Magaly : Ce qui m’a motivée, c’est que j’avais pu deviner que certaines personnes présentes seraient des collègues avec lesquels je souhaitais échanger depuis très longtemps. Je me suis dit que c’était une occasion unique de les rencontrer.
C’était la première fois que je participais au Séminaire Langue française, et je suis très contente d’être venue. Je repars avec beaucoup d’idées et surtout, je repars avec un sentiment de fierté, qui est rattaché à toute cette coopération qu’on met en place sur nos territoires respectifs.
Au quotidien, on peut s’interroger sur l’impact et l’intérêt de ce qu’on fait, et j'ai vraiment senti, durant ce séminaire, quelque chose qui m’a portée et qui je l’espère va continuer à me porter.
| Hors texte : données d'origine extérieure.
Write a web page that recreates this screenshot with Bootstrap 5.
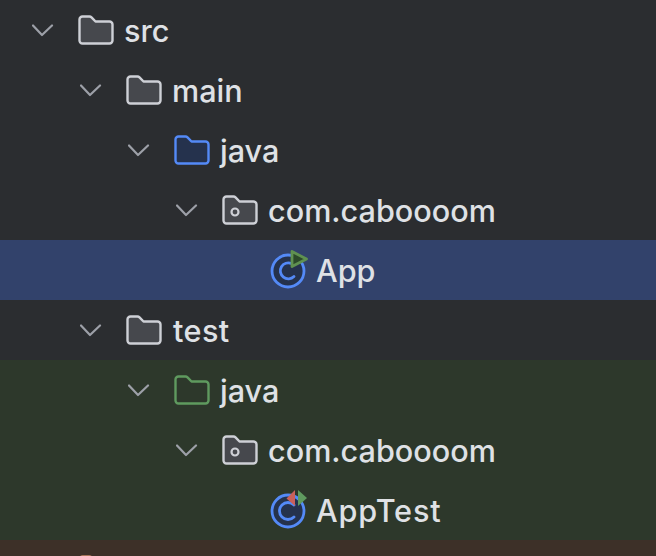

Romain : C’était ma première participation car j’ai rejoint le réseau il y a un an et demi. J’ai voulu prendre part à ces rencontres car j’avais besoin de respirer, de m’asseoir, de prendre le temps de faire une pause et de m’interroger sur ce que je fais. Et puis j’avais l’envie de partager ça avec les collègues parfois croisés au sein de webinaires ou avec qui j'ai des échanges à distance.
Partager, c’est le mot. On parle beaucoup d’ « Équipe France » dans nos postes, et ce matin, quand on a joué à définir ce qu’on ressentait au terme de ces trois jours de Séminaire, j’ai osé le mot « Famille ». On est aussi une « Famille France », avec des pays extrêmement proches ou éloignés géographiquement, mais partageant les mêmes questions autour de la langue française.